▸ GIVEN INFORMATION:

==============================

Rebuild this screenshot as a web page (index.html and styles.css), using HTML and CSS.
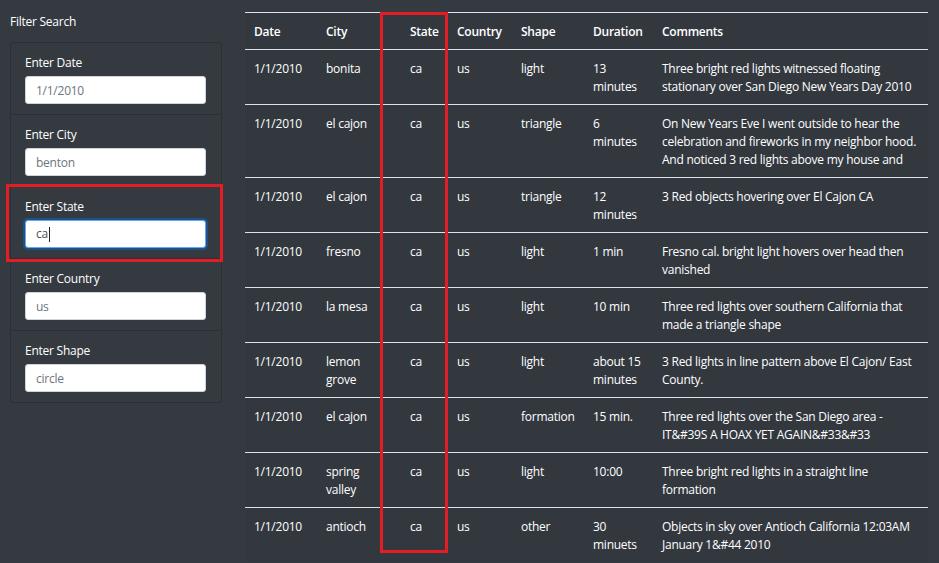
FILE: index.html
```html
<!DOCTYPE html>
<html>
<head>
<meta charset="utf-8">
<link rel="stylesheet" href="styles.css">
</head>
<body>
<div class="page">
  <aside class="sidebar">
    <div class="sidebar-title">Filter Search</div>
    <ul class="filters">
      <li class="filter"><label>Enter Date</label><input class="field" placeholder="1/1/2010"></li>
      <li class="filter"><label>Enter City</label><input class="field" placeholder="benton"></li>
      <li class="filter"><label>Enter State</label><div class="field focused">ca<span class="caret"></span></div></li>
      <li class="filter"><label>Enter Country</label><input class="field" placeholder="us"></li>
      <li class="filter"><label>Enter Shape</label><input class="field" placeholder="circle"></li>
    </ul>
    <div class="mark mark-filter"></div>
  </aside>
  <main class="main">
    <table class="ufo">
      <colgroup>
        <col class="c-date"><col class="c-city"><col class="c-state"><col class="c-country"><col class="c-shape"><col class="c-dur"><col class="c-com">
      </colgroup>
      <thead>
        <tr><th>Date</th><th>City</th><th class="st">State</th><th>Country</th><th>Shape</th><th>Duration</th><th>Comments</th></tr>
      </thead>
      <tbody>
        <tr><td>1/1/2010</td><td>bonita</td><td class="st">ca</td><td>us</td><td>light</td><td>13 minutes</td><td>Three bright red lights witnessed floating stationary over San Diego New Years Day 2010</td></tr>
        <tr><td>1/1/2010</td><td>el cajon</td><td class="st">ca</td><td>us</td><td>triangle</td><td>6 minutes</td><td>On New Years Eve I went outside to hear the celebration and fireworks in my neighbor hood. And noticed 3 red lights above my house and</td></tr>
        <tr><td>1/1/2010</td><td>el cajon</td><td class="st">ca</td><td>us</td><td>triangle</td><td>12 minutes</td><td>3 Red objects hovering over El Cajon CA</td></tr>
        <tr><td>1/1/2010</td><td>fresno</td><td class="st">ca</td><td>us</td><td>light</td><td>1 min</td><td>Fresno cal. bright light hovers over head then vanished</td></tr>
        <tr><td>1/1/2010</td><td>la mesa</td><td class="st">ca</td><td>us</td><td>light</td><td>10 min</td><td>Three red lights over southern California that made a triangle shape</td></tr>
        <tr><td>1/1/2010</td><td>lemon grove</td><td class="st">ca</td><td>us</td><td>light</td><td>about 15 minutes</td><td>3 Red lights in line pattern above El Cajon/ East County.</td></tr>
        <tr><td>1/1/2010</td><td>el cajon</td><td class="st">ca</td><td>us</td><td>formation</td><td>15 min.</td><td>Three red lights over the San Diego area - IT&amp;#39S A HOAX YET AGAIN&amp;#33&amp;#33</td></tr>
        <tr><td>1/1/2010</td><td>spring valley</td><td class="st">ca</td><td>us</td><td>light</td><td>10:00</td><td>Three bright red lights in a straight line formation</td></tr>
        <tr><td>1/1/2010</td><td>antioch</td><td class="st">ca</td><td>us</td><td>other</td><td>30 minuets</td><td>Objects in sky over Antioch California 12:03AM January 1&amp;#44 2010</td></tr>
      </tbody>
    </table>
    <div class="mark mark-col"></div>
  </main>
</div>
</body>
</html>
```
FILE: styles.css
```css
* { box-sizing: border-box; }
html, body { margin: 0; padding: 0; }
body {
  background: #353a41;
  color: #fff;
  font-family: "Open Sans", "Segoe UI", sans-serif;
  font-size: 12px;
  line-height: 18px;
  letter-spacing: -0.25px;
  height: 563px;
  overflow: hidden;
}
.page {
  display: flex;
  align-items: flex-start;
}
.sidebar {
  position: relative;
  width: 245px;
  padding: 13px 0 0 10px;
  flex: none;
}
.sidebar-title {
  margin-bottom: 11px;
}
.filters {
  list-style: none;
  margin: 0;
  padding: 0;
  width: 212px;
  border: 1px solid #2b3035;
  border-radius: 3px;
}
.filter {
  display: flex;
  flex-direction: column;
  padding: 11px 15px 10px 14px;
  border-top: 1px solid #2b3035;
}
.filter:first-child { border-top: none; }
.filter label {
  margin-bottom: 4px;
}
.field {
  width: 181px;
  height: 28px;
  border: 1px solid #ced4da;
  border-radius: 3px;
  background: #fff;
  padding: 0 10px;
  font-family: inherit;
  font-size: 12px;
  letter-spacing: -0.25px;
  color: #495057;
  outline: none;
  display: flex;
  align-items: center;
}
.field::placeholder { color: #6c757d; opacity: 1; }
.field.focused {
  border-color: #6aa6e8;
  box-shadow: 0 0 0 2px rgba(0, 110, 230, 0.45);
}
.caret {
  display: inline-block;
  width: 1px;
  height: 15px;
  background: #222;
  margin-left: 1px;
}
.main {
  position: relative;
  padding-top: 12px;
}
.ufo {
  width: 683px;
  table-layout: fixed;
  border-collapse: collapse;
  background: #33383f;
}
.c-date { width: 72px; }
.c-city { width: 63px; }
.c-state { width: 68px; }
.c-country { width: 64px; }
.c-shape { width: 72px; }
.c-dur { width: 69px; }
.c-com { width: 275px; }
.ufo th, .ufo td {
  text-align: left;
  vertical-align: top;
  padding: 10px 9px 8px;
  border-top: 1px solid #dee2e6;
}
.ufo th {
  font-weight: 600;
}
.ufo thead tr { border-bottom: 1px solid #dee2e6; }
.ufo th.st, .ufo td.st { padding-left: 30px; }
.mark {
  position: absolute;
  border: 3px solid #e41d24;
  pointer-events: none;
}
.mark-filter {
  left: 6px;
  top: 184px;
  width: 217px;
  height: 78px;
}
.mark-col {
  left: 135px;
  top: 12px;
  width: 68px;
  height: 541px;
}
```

==============================

▸ AIM:
Count how many lines contain "page" and give only that count.

▸ WRITTEN SOLUTION:
3